»»

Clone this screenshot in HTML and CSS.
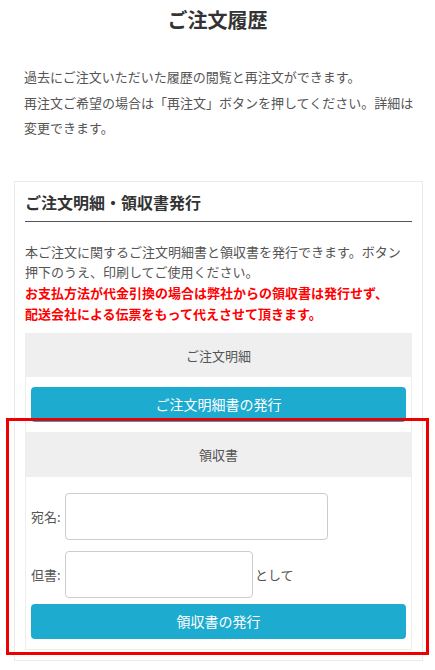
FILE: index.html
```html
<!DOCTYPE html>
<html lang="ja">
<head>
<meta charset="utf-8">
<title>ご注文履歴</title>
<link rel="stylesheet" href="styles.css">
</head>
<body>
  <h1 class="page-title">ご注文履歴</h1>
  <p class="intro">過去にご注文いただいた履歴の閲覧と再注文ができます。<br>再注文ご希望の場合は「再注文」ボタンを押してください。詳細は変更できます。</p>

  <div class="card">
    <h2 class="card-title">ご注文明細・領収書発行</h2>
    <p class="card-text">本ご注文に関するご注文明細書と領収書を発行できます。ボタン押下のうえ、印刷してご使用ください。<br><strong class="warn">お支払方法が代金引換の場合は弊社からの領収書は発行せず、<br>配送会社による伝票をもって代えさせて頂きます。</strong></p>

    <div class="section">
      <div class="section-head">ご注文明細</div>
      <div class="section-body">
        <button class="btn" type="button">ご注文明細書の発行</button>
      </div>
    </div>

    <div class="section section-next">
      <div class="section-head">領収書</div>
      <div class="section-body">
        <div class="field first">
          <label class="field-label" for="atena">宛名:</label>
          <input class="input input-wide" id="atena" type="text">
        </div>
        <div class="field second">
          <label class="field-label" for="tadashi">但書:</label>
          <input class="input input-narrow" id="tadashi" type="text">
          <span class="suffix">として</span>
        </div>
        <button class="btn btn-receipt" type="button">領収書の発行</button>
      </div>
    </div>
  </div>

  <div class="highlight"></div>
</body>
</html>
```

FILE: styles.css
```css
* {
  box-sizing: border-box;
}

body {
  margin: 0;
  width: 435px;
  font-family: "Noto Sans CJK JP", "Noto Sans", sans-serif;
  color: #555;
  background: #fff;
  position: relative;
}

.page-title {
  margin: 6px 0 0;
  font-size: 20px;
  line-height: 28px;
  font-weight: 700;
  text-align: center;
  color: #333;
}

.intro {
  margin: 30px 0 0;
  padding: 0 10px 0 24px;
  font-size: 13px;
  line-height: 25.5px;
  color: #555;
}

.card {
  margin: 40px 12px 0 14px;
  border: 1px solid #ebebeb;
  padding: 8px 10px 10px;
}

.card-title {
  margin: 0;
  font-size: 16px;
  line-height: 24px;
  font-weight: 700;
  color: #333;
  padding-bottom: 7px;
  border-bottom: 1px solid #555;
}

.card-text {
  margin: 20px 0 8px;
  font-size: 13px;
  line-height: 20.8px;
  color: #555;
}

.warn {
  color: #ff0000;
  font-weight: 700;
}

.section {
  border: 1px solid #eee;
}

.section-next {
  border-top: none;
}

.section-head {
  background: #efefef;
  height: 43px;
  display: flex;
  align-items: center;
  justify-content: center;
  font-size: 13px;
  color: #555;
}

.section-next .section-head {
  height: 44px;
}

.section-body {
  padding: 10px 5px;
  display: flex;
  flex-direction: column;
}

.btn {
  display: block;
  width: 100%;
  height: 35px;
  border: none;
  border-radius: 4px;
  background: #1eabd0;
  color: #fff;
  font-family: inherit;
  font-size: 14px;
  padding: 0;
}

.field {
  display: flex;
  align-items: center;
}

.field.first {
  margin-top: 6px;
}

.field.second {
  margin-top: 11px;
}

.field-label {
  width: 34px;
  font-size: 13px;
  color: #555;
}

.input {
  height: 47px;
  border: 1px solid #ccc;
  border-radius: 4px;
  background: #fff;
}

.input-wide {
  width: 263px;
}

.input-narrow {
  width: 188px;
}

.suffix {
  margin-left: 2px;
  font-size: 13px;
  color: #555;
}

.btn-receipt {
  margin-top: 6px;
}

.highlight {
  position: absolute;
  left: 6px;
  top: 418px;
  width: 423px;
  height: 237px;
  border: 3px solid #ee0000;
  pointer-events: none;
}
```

««

## Prompt
Retype each line of the listing above word for word. Exclude the pictures.

## Task response
Clone this screenshot in HTML and CSS.
FILE: index.html
```html
<!DOCTYPE html>
<html lang="ja">
<head>
<meta charset="utf-8">
<title>ご注文履歴</title>
<link rel="stylesheet" href="styles.css">
</head>
<body>
  <h1 class="page-title">ご注文履歴</h1>
  <p class="intro">過去にご注文いただいた履歴の閲覧と再注文ができます。<br>再注文ご希望の場合は「再注文」ボタンを押してください。詳細は変更できます。</p>

  <div class="card">
    <h2 class="card-title">ご注文明細・領収書発行</h2>
    <p class="card-text">本ご注文に関するご注文明細書と領収書を発行できます。ボタン押下のうえ、印刷してご使用ください。<br><strong class="warn">お支払方法が代金引換の場合は弊社からの領収書は発行せず、<br>配送会社による伝票をもって代えさせて頂きます。</strong></p>

    <div class="section">
      <div class="section-head">ご注文明細</div>
      <div class="section-body">
        <button class="btn" type="button">ご注文明細書の発行</button>
      </div>
    </div>

    <div class="section section-next">
      <div class="section-head">領収書</div>
      <div class="section-body">
        <div class="field first">
          <label class="field-label" for="atena">宛名:</label>
          <input class="input input-wide" id="atena" type="text">
        </div>
        <div class="field second">
          <label class="field-label" for="tadashi">但書:</label>
          <input class="input input-narrow" id="tadashi" type="text">
          <span class="suffix">として</span>
        </div>
        <button class="btn btn-receipt" type="button">領収書の発行</button>
      </div>
    </div>
  </div>

  <div class="highlight"></div>
</body>
</html>
```

FILE: styles.css
```css
* {
  box-sizing: border-box;
}

body {
  margin: 0;
  width: 435px;
  font-family: "Noto Sans CJK JP", "Noto Sans", sans-serif;
  color: #555;
  background: #fff;
  position: relative;
}

.page-title {
  margin: 6px 0 0;
  font-size: 20px;
  line-height: 28px;
  font-weight: 700;
  text-align: center;
  color: #333;
}

.intro {
  margin: 30px 0 0;
  padding: 0 10px 0 24px;
  font-size: 13px;
  line-height: 25.5px;
  color: #555;
}

.card {
  margin: 40px 12px 0 14px;
  border: 1px solid #ebebeb;
  padding: 8px 10px 10px;
}

.card-title {
  margin: 0;
  font-size: 16px;
  line-height: 24px;
  font-weight: 700;
  color: #333;
  padding-bottom: 7px;
  border-bottom: 1px solid #555;
}

.card-text {
  margin: 20px 0 8px;
  font-size: 13px;
  line-height: 20.8px;
  color: #555;
}

.warn {
  color: #ff0000;
  font-weight: 700;
}

.section {
  border: 1px solid #eee;
}

.section-next {
  border-top: none;
}

.section-head {
  background: #efefef;
  height: 43px;
  display: flex;
  align-items: center;
  justify-content: center;
  font-size: 13px;
  color: #555;
}

.section-next .section-head {
  height: 44px;
}

.section-body {
  padding: 10px 5px;
  display: flex;
  flex-direction: column;
}

.btn {
  display: block;
  width: 100%;
  height: 35px;
  border: none;
  border-radius: 4px;
  background: #1eabd0;
  color: #fff;
  font-family: inherit;
  font-size: 14px;
  padding: 0;
}

.field {
  display: flex;
  align-items: center;
}

.field.first {
  margin-top: 6px;
}

.field.second {
  margin-top: 11px;
}

.field-label {
  width: 34px;
  font-size: 13px;
  color: #555;
}

.input {
  height: 47px;
  border: 1px solid #ccc;
  border-radius: 4px;
  background: #fff;
}

.input-wide {
  width: 263px;
}

.input-narrow {
  width: 188px;
}

.suffix {
  margin-left: 2px;
  font-size: 13px;
  color: #555;
}

.btn-receipt {
  margin-top: 6px;
}

.highlight {
  position: absolute;
  left: 6px;
  top: 418px;
  width: 423px;
  height: 237px;
  border: 3px solid #ee0000;
  pointer-events: none;
}
```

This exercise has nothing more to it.